住環境がよくないのは数字で裏付けられている。市の緑被率は埼玉県でワースト3の0.15だし、一人当たり公園面積も県平均の7.2㎡を大幅に下回る3.22㎡だ(多摩市は11.3㎡)。
また、住環境を決定づける用途地域では、住居専用地域は16%しかなく、建ぺい率、容積率、日影規制が緩い商業系や工業系は全用途の3割に達している。特異なのは、駅周辺の商業系エリアを外れるとすく〝なんでも可〟の準工エリアになることだ。これはかつてキューポラの街だったことの名残だが、この特異性こそが高層マンションの林立を招き、マンション同士の〝お見合い〟や複合日影を招く結果になっている。都市計画など何もない。
川口市の特異性はほかにもある。「ローカル」の視点から見ると、市内には全国で3か所しかないオートレース場があり、隣の戸田市には競艇場、浦和には競馬場、大宮には競輪場がある。ギャンブル場が全て揃っている。こんな街は全国どこにもない。ギャンブル好きにはたまらない街ではある。

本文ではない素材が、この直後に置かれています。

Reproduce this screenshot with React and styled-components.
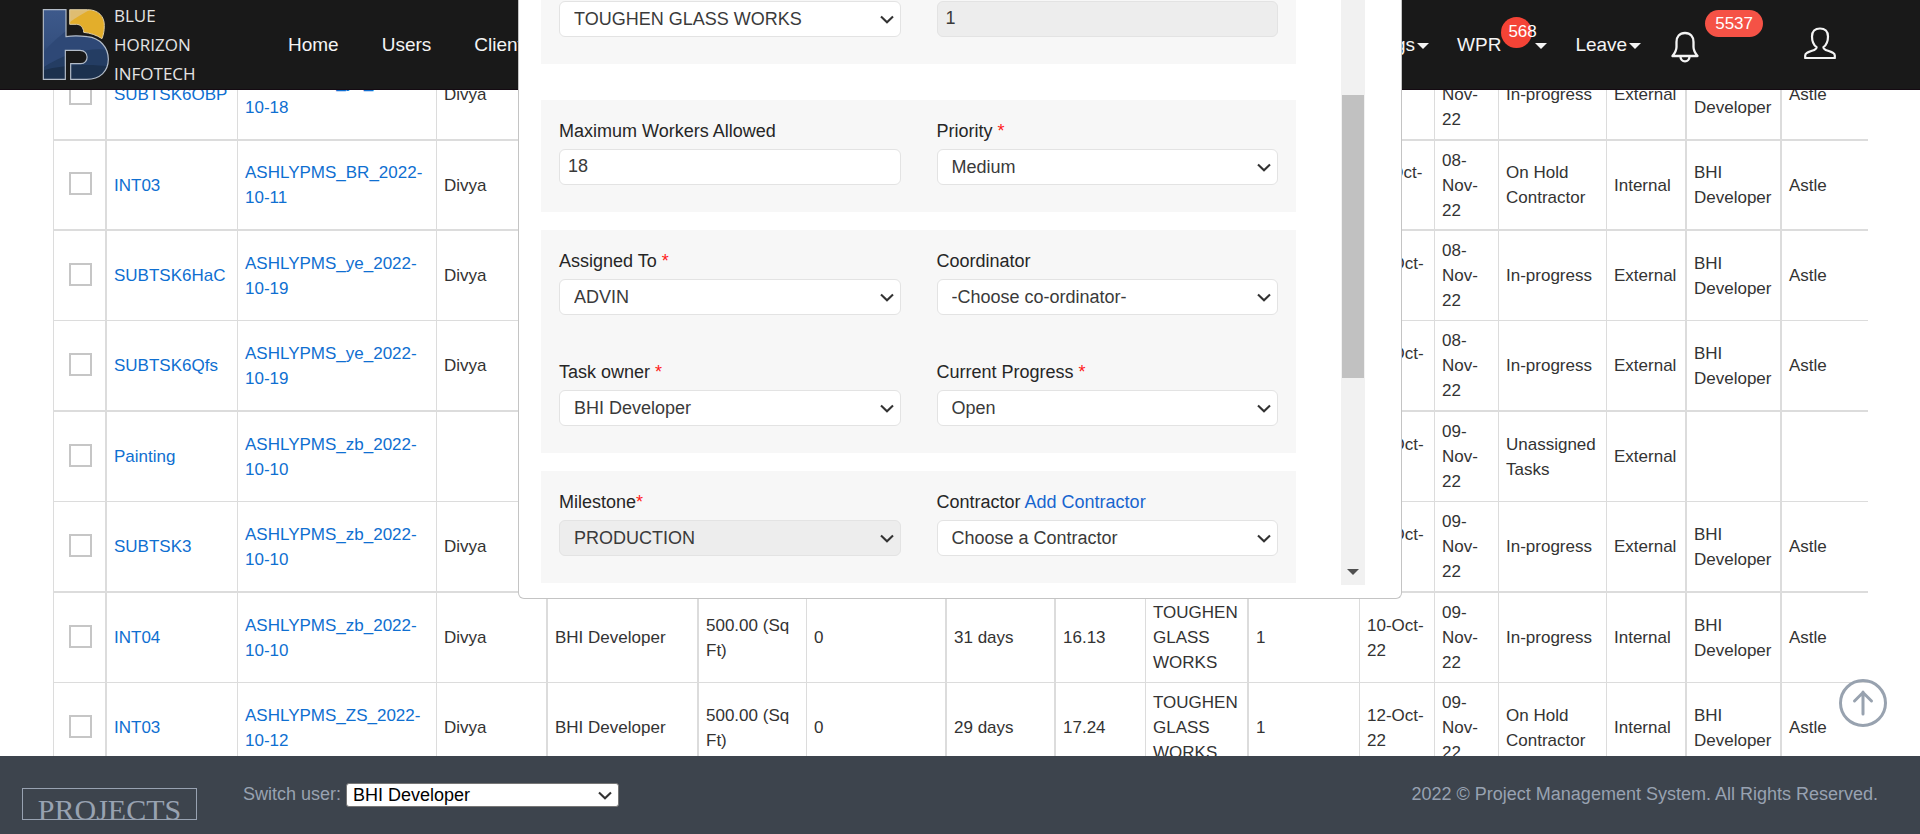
import React from "react";
import styled, { createGlobalStyle } from "styled-components";

const GlobalStyle = createGlobalStyle`
  *, *::before, *::after { box-sizing: border-box; }
  body {
    margin: 0;
    background: #fff;
    color: #333;
    font-family: Arial, "Liberation Sans", sans-serif;
    font-size: 18px;
    line-height: 27px;
  }
  a { color: inherit; text-decoration: none; }
`;

const Page = styled.div`
  height: 100vh;
  display: flex;
  flex-direction: column;
  overflow: hidden;
`;

/* ---------- header ---------- */

const Header = styled.header`
  position: fixed;
  inset: 0 0 auto 0;
  z-index: 2;
  height: 90px;
  padding: 0 84px 0 42px;
  display: flex;
  align-items: center;
  background: #191919;
  border-bottom: 1px solid #140a12;
  color: #f4f4f4;
  font-size: 19px;
`;

const Brand = styled.a`
  display: flex;
  align-items: center;
  gap: 4px;
  width: 246px;
`;

const BrandText = styled.span`
  color: #e4e4e4;
  font-family: "Open Sans", "Noto Sans", sans-serif;
  font-size: 17px;
  line-height: 29px;
`;

const NavGroup = styled.nav`
  height: 90px;
  display: flex;
  align-items: center;
  gap: ${(p) => p.$gap}px;
  margin-left: ${(p) => (p.$end ? "auto" : "0")};
`;

const NavItem = styled.a`
  height: 90px;
  display: flex;
  align-items: center;
  color: #f4f4f4;
  white-space: nowrap;
`;

const Caret = styled.span`
  margin: 3px 0 0 2px;
  border: 6px solid transparent;
  border-top-color: #f4f4f4;
  border-bottom: 0;
`;

const CountDot = styled.span`
  align-self: flex-start;
  width: 31px;
  height: 31px;
  margin-top: 17px;
  margin-right: 1px;
  padding-left: 7px;
  border-radius: 50%;
  background: #f44336;
  color: #fff;
  font-size: 17px;
  line-height: 30px;
`;

const CountPill = styled.span`
  align-self: flex-start;
  height: 27px;
  margin: 10px 0 0 6px;
  padding: 0 10px;
  border-radius: 14px;
  background: #f55246;
  color: #fff;
  font-size: 17px;
  line-height: 27px;
`;

const IconButton = styled.button`
  display: flex;
  padding: ${(p) => (p.$low ? "5px 0 0" : "0 0 4px")};
  border: 0;
  background: none;
  color: #f4f4f4;
  cursor: pointer;
`;

const Alerts = styled.div`
  height: 90px;
  display: flex;
  align-items: center;
  margin-left: 2px;
  margin-right: 13px;
`;

/* ---------- task table ---------- */

const Main = styled.main`
  flex: 1;
  min-height: 0;
  overflow: hidden;
  padding: 50px 52px 0 53px;
`;

const Table = styled.table`
  width: 100%;
  table-layout: fixed;
  border-collapse: separate;
  border-spacing: 0;
  border-left: 1px solid #dcdcdc;
  font-size: 17px;
  line-height: 25px;
`;

const Row = styled.tr`
  height: ${(p) => (p.$tall ? 91 : 90)}px;
`;

const Cell = styled.td`
  padding: 0 2px 0 7px;
  border: 0 solid #dcdcdc;
  border-bottom-width: ${(p) => p.$line}px;
  border-right-width: ${(p) => p.$rule}px;
  vertical-align: middle;
`;

const TaskLink = styled.a`
  color: #0f6fd1;
`;

const TickBox = styled.input`
  appearance: none;
  display: block;
  width: 23px;
  height: 23px;
  margin: 0 auto 3px 8px;
  border: 2px solid #c6c6c6;
  background: #fff;
`;

/* ---------- dialog ---------- */

const Dialog = styled.section`
  position: fixed;
  top: 0;
  left: 50%;
  z-index: 3;
  width: 884px;
  max-width: 100%;
  transform: translateX(-50%);
  display: flex;
  padding: 0 36px 13px 22px;
  background: #fff;
  border: 1px solid #c4c4c4;
  border-top: 0;
  border-radius: 0 0 6px 6px;
`;

const Form = styled.form`
  flex: 1;
  min-width: 0;
  margin: 0 45px 0 0;
  padding-bottom: 2px;
`;

const Panel = styled.div`
  display: grid;
  grid-template-columns: 1fr 1fr;
  gap: 44px 36px;
  margin-bottom: ${(p) => p.$after || 0}px;
  padding: ${(p) => (p.$cut ? 1 : 18)}px 18px 27px;
  background: #f7f7f7;
`;

const Field = styled.div`
  display: flex;
  flex-direction: column;
  gap: 4px;
  min-width: 0;
`;

const Label = styled.label`
  color: #262626;
`;

const Star = styled.span`
  color: #ff1a1a;
`;

const AddLink = styled.a`
  color: #1765cf;
`;

const TextBox = styled.input`
  width: 100%;
  height: 36px;
  padding: 0 8px 1px;
  border: 1px solid #e3e3e3;
  border-radius: 6px;
  background: #fff;
  color: #3a3a3a;
  font: inherit;
  &:disabled { background: #ededed; }
`;

const SelectFrame = styled.div`
  position: relative;
  display: grid;
  color: #333;
`;

const Select = styled.select`
  appearance: none;
  width: 100%;
  height: 36px;
  padding: 0 36px 0 14px;
  border: 1px solid #e3e3e3;
  border-radius: 6px;
  background: #fff;
  color: #3a3a3a;
  font: inherit;
  opacity: 1;
  &:disabled { background: #ededed; }
`;

const SelectArrow = styled.svg`
  position: absolute;
  right: 7px;
  top: 50%;
  width: 14px;
  height: 10px;
  margin-top: -4px;
  pointer-events: none;
`;

const ScrollTrack = styled.div`
  width: 24px;
  display: flex;
  flex-direction: column;
  align-items: center;
  background: #f1f1f1;
`;

const ScrollThumb = styled.div`
  width: 22px;
  height: 283px;
  margin-top: 95px;
  background: #c1c1c1;
`;

const ScrollArrow = styled.span`
  margin: auto 0 10px;
  border: 6px solid transparent;
  border-top-color: #505050;
  border-bottom: 0;
`;

/* ---------- footer ---------- */

const Footer = styled.footer`
  flex: none;
  height: 78px;
  display: flex;
  align-items: flex-start;
  padding: 25px 42px 0 22px;
  background: #3d444d;
  color: #98a2b1;
`;

const ProjectsTag = styled.a`
  width: 175px;
  height: 32px;
  margin-top: 7px;
  overflow: hidden;
  border: 1px solid #98a2b1;
  color: #98a2b1;
  font-family: "Times New Roman", "Liberation Serif", serif;
  font-size: 30px;
  line-height: 42px;
  text-align: center;
`;

const SwitchUser = styled.div`
  display: flex;
  align-items: center;
  gap: 5px;
  margin-left: 46px;
`;

const UserSelect = styled.select`
  appearance: none;
  width: 273px;
  height: 24px;
  padding: 0 24px 0 6px;
  border: 1px solid #767676;
  border-radius: 3px;
  background: #fff;
  color: #000;
  font: inherit;
  line-height: 20px;
`;

const Copyright = styled.span`
  margin-left: auto;
`;

const ToTop = styled.button`
  position: fixed;
  right: 33px;
  bottom: 107px;
  z-index: 1;
  display: flex;
  padding: 0;
  border: 0;
  background: none;
  cursor: pointer;
`;

/* ---------- drawings ---------- */

const Logo = () => (
  <svg width="68" height="74" viewBox="36 24 204 222" aria-hidden="true">
    <defs>
      <linearGradient id="blue" x1="0" y1="0" x2="0" y2="1">
        <stop offset="0" stopColor="#3e5a8c" />
        <stop offset="0.5" stopColor="#35507f" />
        <stop offset="1" stopColor="#1b304e" />
      </linearGradient>
      <clipPath id="bShape">
        <path d="M40 29H108V110C130 106 150 107 172 110C210 114 235 142 235 178C235 214 210 238 170 238H122V191H152C178 191 178 151 150 151H106V238H40Z" />
      </clipPath>
      <clipPath id="sunShape">
        <path d="M119 29H172C206 29 223 50 223 76C223 94 220 105 216 116C200 105 180 99 161 97C161 82 150 73 140 73H119Z" />
      </clipPath>
    </defs>
    <g clipPath="url(#bShape)">
      <rect x="36" y="24" width="204" height="222" fill="url(#blue)" />
      <path d="M36 165C60 130 85 112 112 90L240 110V180C170 160 90 170 36 205Z" fill="#2e4876" />
      <path d="M36 205C100 160 180 140 240 150V246H36Z" fill="#243d63" />
      <path d="M36 212C90 195 180 190 240 200V246H36Z" fill="#1c314e" />
    </g>
    <path d="M40 29H108V110C130 106 150 107 172 110C210 114 235 142 235 178C235 214 210 238 170 238H122V191H152C178 191 178 151 150 151H106V238H40Z" fill="none" stroke="#b3bcc8" strokeWidth="3.5" />
    <g clipPath="url(#sunShape)">
      <rect x="115" y="24" width="115" height="96" fill="#e3ae2b" />
      <path d="M115 24H190C165 38 140 50 115 70Z" fill="#dfbd72" />
    </g>
    <path d="M119 29H172C206 29 223 50 223 76C223 94 220 105 216 116C200 105 180 99 161 97C161 82 150 73 140 73H119Z" fill="none" stroke="#e0cfa4" strokeWidth="3" />
  </svg>
);

const Bell = () => (
  <svg width="28" height="32" viewBox="0 0 28 32" fill="none" stroke="currentColor" strokeWidth="2.3" strokeLinejoin="round" aria-hidden="true">
    <path d="M14 2C8.5 2 5.5 5.8 5.5 11V16C5.5 20 3.5 22.500 1.500 25H26.500C24.500 22.500 22.500 20 22.500 16V11C22.500 5.800 19.500 2 14 2Z" />
    <path d="M9.500 25.500C9.500 28.500 11.500 30.300 14 30.300C16.500 30.300 18.500 28.500 18.500 25.500" />
  </svg>
);

const Person = () => (
  <svg width="32" height="32" viewBox="0 0 32 32" fill="none" stroke="currentColor" strokeWidth="2.2" strokeLinejoin="round" aria-hidden="true">
    <path d="M16 1.500C11 1.500 8 4.500 8 9.500C8 14.500 9.500 18 12.600 20.200C12.600 22 11 22.800 8 23.800C4 25.200 1.200 26 1.200 28.500V31H30.800V28.500C30.800 26 28 25.200 24 23.800C21 22.800 19.400 22 19.400 20.200C22.500 18 24 14.500 24 9.500C24 4.500 21 1.500 16 1.500Z" />
  </svg>
);

const Chevron = () => (
  <SelectArrow viewBox="0 0 14 10" fill="none" stroke="currentColor" strokeWidth="2.1" aria-hidden="true">
    <path d="M1 1.500L7 7.300L13 1.500" />
  </SelectArrow>
);

/* ---------- parts ---------- */

const SelectField = ({ id, label, required, tight, extra, value, disabled }) => (
  <Field>
    {label && (
      <div>
        <Label htmlFor={id}>
          {label}
          {required && <Star>{tight ? "*" : " *"}</Star>}
        </Label>
        {extra && <> <AddLink href="#add">{extra}</AddLink></>}
      </div>
    )}
    <SelectFrame>
      <Select id={id} aria-label={label ? undefined : "Category"} disabled={disabled}>
        <option>{value}</option>
      </Select>
      <Chevron />
    </SelectFrame>
  </Field>
);

/* column width and the thickness of the rule on its right */
const columns = [
  [53, 2], [131, 1], [199, 1], [111, 2], [151, 2], [108, 1], [140, 2], [109, 2],
  [90, 1], [103, 2], [111, 1], [75, 1], [64, 1], [108, 1], [80, 2], [95, 2], [86, 0],
];

/* thickness of the rule under each row */
const rowLines = [2, 2, 1, 2, 1, 2, 1, 2];

const dev = "BHI Developer";
const work = "TOUGHEN GLASS WORKS";
const size = "500.00 (Sq Ft)";

const tasks = [
  ["SUBTSK6OBP", "ASHLYPMS_ye_2022-10-18", "Divya", dev, size, "0", "31 days", "16.13", work, "1", "08-Oct-22", "08-Nov-22", "In-progress", "External", dev, "Astle"],
  ["INT03", "ASHLYPMS_BR_2022-10-11", "Divya", dev, size, "0", "29 days", "17.24", work, "1", "11-Oct-22", "08-Nov-22", "On Hold Contractor", "Internal", dev, "Astle"],
  ["SUBTSK6HaC", "ASHLYPMS_ye_2022-10-19", "Divya", dev, size, "0", "31 days", "16.13", work, "1", "10-Oct-22", "08-Nov-22", "In-progress", "External", dev, "Astle"],
  ["SUBTSK6Qfs", "ASHLYPMS_ye_2022-10-19", "Divya", dev, size, "0", "31 days", "16.13", work, "1", "10-Oct-22", "08-Nov-22", "In-progress", "External", dev, "Astle"],
  ["Painting", "ASHLYPMS_zb_2022-10-10", "", "", size, "0", "31 days", "16.13", work, "1", "10-Oct-22", "09-Nov-22", "Unassigned Tasks", "External", "", ""],
  ["SUBTSK3", "ASHLYPMS_zb_2022-10-10", "Divya", dev, size, "0", "31 days", "16.13", work, "1", "10-Oct-22", "09-Nov-22", "In-progress", "External", dev, "Astle"],
  ["INT04", "ASHLYPMS_zb_2022-10-10", "Divya", dev, size, "0", "31 days", "16.13", work, "1", "10-Oct-22", "09-Nov-22", "In-progress", "Internal", dev, "Astle"],
  ["INT03", "ASHLYPMS_ZS_2022-10-12", "Divya", dev, size, "0", "29 days", "17.24", work, "1", "12-Oct-22", "09-Nov-22", "On Hold Contractor", "Internal", dev, "Astle"],
];

export default function App() {
  return (
    <Page>
      <GlobalStyle />
      <Header>
        <Brand href="#home">
          <Logo />
          <BrandText>BLUE<br />HORIZON<br />INFOTECH</BrandText>
        </Brand>
        <NavGroup $gap={43}>
          <NavItem href="#home">Home</NavItem>
          <NavItem href="#users">Users</NavItem>
          <NavItem href="#clients">Clients</NavItem>
        </NavGroup>
        <NavGroup $gap={28} $end>
          <NavItem href="#settings">Settings<Caret /></NavItem>
          <NavItem href="#wpr">WPR<CountDot>568</CountDot><Caret /></NavItem>
          <NavItem href="#leave">Leave<Caret /></NavItem>
          <Alerts>
            <IconButton type="button" aria-label="Notifications" $low><Bell /></IconButton>
            <CountPill>5537</CountPill>
          </Alerts>
          <IconButton type="button" aria-label="Account"><Person /></IconButton>
        </NavGroup>
      </Header>

      <Main>
        <Table>
          <colgroup>
            {columns.map(([width], i) => <col key={i} width={width} />)}
          </colgroup>
          <tbody>
            {tasks.map((task, r) => (
              <Row key={r} $tall={r === 0 || (r > 1 && r % 2 === 1)}>
                <Cell $rule={2} $line={rowLines[r]}>
                  <TickBox type="checkbox" aria-label={`Select ${task[0]}`} />
                </Cell>
                {task.map((text, c) => (
                  <Cell key={c} $rule={columns[c + 1][1]} $line={rowLines[r]}>
                    {c < 2 ? <TaskLink href="#task">{text}</TaskLink> : text}
                  </Cell>
                ))}
              </Row>
            ))}
          </tbody>
        </Table>
      </Main>

      <Dialog role="dialog" aria-label="Edit task">
        <Form>
          <Panel $cut $after={36}>
            <SelectField id="category" value="TOUGHEN GLASS WORKS" />
            <Field><TextBox aria-label="Quantity" defaultValue="1" disabled /></Field>
          </Panel>
          <Panel $after={18}>
            <Field>
              <Label htmlFor="workers">Maximum Workers Allowed</Label>
              <TextBox id="workers" defaultValue="18" />
            </Field>
            <SelectField id="priority" label="Priority" required value="Medium" />
          </Panel>
          <Panel $after={18}>
            <SelectField id="assigned" label="Assigned To" required value="ADVIN" />
            <SelectField id="coordinator" label="Coordinator" value="-Choose co-ordinator-" />
            <SelectField id="owner" label="Task owner" required value="BHI Developer" />
            <SelectField id="progress" label="Current Progress" required value="Open" />
          </Panel>
          <Panel>
            <SelectField id="milestone" label="Milestone" required tight value="PRODUCTION" disabled />
            <SelectField id="contractor" label="Contractor" extra="Add Contractor" value="Choose a Contractor" />
          </Panel>
        </Form>
        <ScrollTrack>
          <ScrollThumb />
          <ScrollArrow />
        </ScrollTrack>
      </Dialog>

      <ToTop type="button" aria-label="Back to top">
        <svg width="48" height="48" viewBox="0 0 48 48" fill="none" stroke="#98a2af" strokeWidth="3" aria-hidden="true">
          <circle cx="24" cy="24" r="22.500" />
          <path d="M24 35V13M15.500 22L24 13.500L32.500 22" strokeLinecap="round" />
        </svg>
      </ToTop>

      <Footer>
        <ProjectsTag href="#projects">PROJECTS</ProjectsTag>
        <SwitchUser>
          <label htmlFor="switch">Switch user:</label>
          <SelectFrame>
            <UserSelect id="switch">
              <option>BHI Developer</option>
            </UserSelect>
            <Chevron />
          </SelectFrame>
        </SwitchUser>
        <Copyright>2022 © Project Management System. All Rights Reserved.</Copyright>
      </Footer>
    </Page>
  );
}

記者は、リクルートの「住み続けたい街(自治体/駅)ランキング」で川口と記者の好きな街「仙川」はそれぞれ何位か問い合わせてみた。公表しないということだが、上位ではないようだ。アヒルと審査委員の方は仰天するはずだ。とくに審査委員の方には自ら品性・品格を貶めるこの種のイベントには関わらない方がいいと老婆心ながら申し上げる。